With the help of Claude2, I read a paper from OpenAI titled "Weak-to-Strong Generalization: Eliciting Strong Capabilities with Weak Supervision." The link is https://cdn.openai.com/papers/weak-to-strong-generalization.pdf

This paper provides an important perspective on the development of artificial superintelligence (ASI): the concept of "weak-to-strong learning," where weaker AI models supervise more powerful ones. For example, whether humans can train smarter intelligences in the future.

The paper uses simple methods such as fine-tuning GPT-4 with GPT-2 level supervisors, which significantly improves generalization capabilities and recovers performance close to GPT-3.5 levels in NLP tasks.

The main findings include:

: Strong models trained using weak model labels outperform the weak models but still fall short compared to strong models trained directly with real labels.
: Methods like auxiliary confidence loss and guided learning can significantly improve weak-to-strong generalization. For instance, these methods can recover about 80% of the performance gap between weak and strong models in NLP tasks.
: Strong models may overfit the errors in weak supervision, and larger models find it harder to mimic the weaknesses of smaller models.

Researchers conducted tests on NLP, chess, and reward modeling tasks using pre-trained language models from the GPT-4 series. The results show that when powerful pre-trained models are naively fine-tuned on labels generated by weak models, their performance consistently surpasses that of the weak supervisor. This phenomenon is referred to as "weak-to-strong generalization."

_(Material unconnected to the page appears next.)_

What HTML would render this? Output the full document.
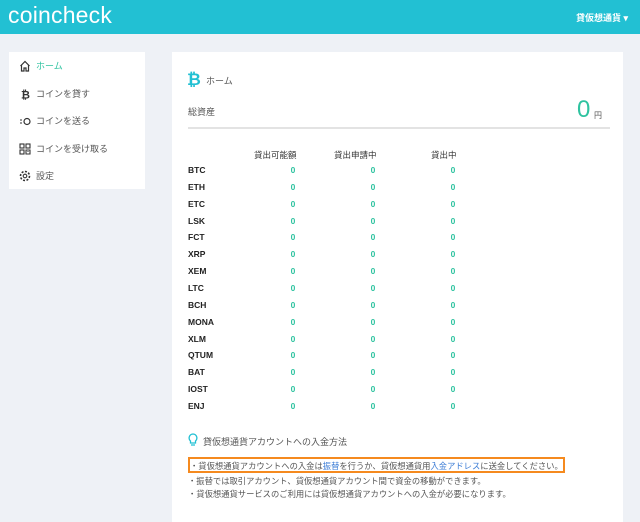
<!DOCTYPE html>
<html><head><meta charset="utf-8"><style>
*{margin:0;padding:0;box-sizing:border-box}
body{width:640px;height:509px;overflow:hidden;background:#eef1f6;font-family:"Liberation Sans","Noto Sans CJK JP",sans-serif;position:relative;color:#333}
.hd{position:absolute;left:0;top:0;width:640px;height:34px;background:#22c0d3}
.logo{position:absolute;left:8px;top:2px;color:#fff;font-size:23px;letter-spacing:0.2px;font-weight:300}
.hr{position:absolute;right:12px;top:11px;color:#fff;font-size:9px;font-weight:bold}
.side{position:absolute;left:9px;top:52px;width:136px;height:137px;background:#fff}
.it{position:absolute;left:10px;font-size:9px;color:#555;display:flex;align-items:center}
.it svg{margin-right:5px}
.main{position:absolute;left:172px;top:52px;width:451px;height:470px;background:#fff}
.a{position:absolute;font-size:9px;white-space:nowrap}
.sym{left:16px;font-weight:bold;font-size:8.5px;color:#222}
.z{color:#2fc3a0;font-weight:bold;font-size:8.5px;width:20px;text-align:center}
.n{font-size:8.3px;color:#555}
</style></head><body>
<div class="hd"><div class="logo">coincheck</div><div class="hr">貸仮想通貨 ▾</div></div>
<div class="side">
<div class="it" style="top:7px;color:#2fc3a0"><svg width="12" height="12" viewBox="0 0 12 12"><path d="M1.5 6 L6 1.5 L10.5 6 M2.5 5 V11 H5 V8 H7 V11 H9.5 V5" fill="none" stroke="#333" stroke-width="1.2"/></svg>ホーム</div>
<div class="it" style="top:35px"><svg width="12" height="12" viewBox="0 0 12 12"><text x="2" y="10.5" font-size="11" font-weight="bold" fill="#333" font-family="Liberation Sans">₿</text></svg>コインを貸す</div>
<div class="it" style="top:62px"><svg width="12" height="12" viewBox="0 0 12 12"><path d="M1 5h2M1 8h2" stroke="#333" stroke-width="1.1"/><circle cx="8" cy="6.5" r="3" fill="none" stroke="#333" stroke-width="1.2"/></svg>コインを送る</div>
<div class="it" style="top:90px"><svg width="12" height="12" viewBox="0 0 12 12" fill="none" stroke="#333" stroke-width="1.1"><rect x="1" y="1" width="4" height="4"/><rect x="7" y="1" width="4" height="4"/><rect x="1" y="7" width="4" height="4"/><path d="M7 7h4v4H7z M8.5 8.5h1"/></svg>コインを受け取る</div>
<div class="it" style="top:117px"><svg width="12" height="12" viewBox="0 0 12 12"><circle cx="6" cy="6" r="4.5" fill="none" stroke="#333" stroke-width="1.6" stroke-dasharray="2 1.5"/><circle cx="6" cy="6" r="1.8" fill="none" stroke="#333" stroke-width="1.1"/></svg>設定</div>
</div>
<div class="main">
<div class="a" style="left:15px;top:18px;color:#22c0d3;font-size:17px;font-weight:bold">₿</div>
<div class="a" style="left:34px;top:22px;color:#555">ホーム</div>
<div class="a" style="left:16px;top:53px;color:#555">総資産</div>
<div class="a" style="left:405px;top:44px;color:#2fc3a0;font-size:24px;font-weight:300">0</div>
<div class="a" style="left:422px;top:58px;color:#555;font-size:8px">円</div>
<div style="position:absolute;left:16px;top:75px;width:422px;height:2px;background:#e3e3e3"></div>
<div class="a" style="left:82px;top:97px;font-size:8.5px;color:#333">貸出可能額</div>
<div class="a" style="left:162px;top:97px;font-size:8.5px;color:#333">貸出申請中</div>
<div class="a" style="left:259px;top:97px;font-size:8.5px;color:#333">貸出中</div>
<div id="rows"></div>
<div class="a" style="left:16px;top:381px;"><svg width="10" height="14" viewBox="0 0 10 14"><path d="M5 1a4 4 0 0 0-2.5 7v2h5V8A4 4 0 0 0 5 1z M3 12h4" fill="none" stroke="#22c0d3" stroke-width="1.3"/></svg></div>
<div class="a" style="left:31px;top:383px;color:#555;font-size:9px">貸仮想通貨アカウントへの入金方法</div>
<div style="position:absolute;left:16px;top:405px;width:377px;height:16px;border:2px solid #f58a1f"></div>
<div class="a n" style="left:18px;top:408px">・貸仮想通貨アカウントへの入金は<span style="color:#3a7bd5">振替</span>を行うか、貸仮想通貨用<span style="color:#3a7bd5">入金アドレス</span>に送金してください。</div>
<div class="a n" style="left:16px;top:423px">・振替では取引アカウント、貸仮想通貨アカウント間で資金の移動ができます。</div>
<div class="a n" style="left:16px;top:436px">・貸仮想通貨サービスのご利用には貸仮想通貨アカウントへの入金が必要になります。</div>
</div>
<script>
var s=["BTC","ETH","ETC","LSK","FCT","XRP","XEM","LTC","BCH","MONA","XLM","QTUM","BAT","IOST","ENJ"],h="";
s.forEach(function(c,i){var t=113+i*16.86;h+='<div class="a sym" style="top:'+t+'px">'+c+'</div>';[111,191,271].forEach(function(x){h+='<div class="a z" style="left:'+x+'px;top:'+t+'px">0</div>'})});
document.getElementById("rows").innerHTML=h;
</script>
</body></html>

However, this method does not fully unleash the full potential of powerful models. This suggests that current alignment techniques, such as reinforcement learning with human feedback (RLHF), may be difficult to apply to superhuman-level models unless further improvements are made. Human supervision alone seems insufficient for training advanced ASI systems. Despite demonstrating weak-to-strong generalization capabilities, powerful AI models still have significant gaps compared to their full potential.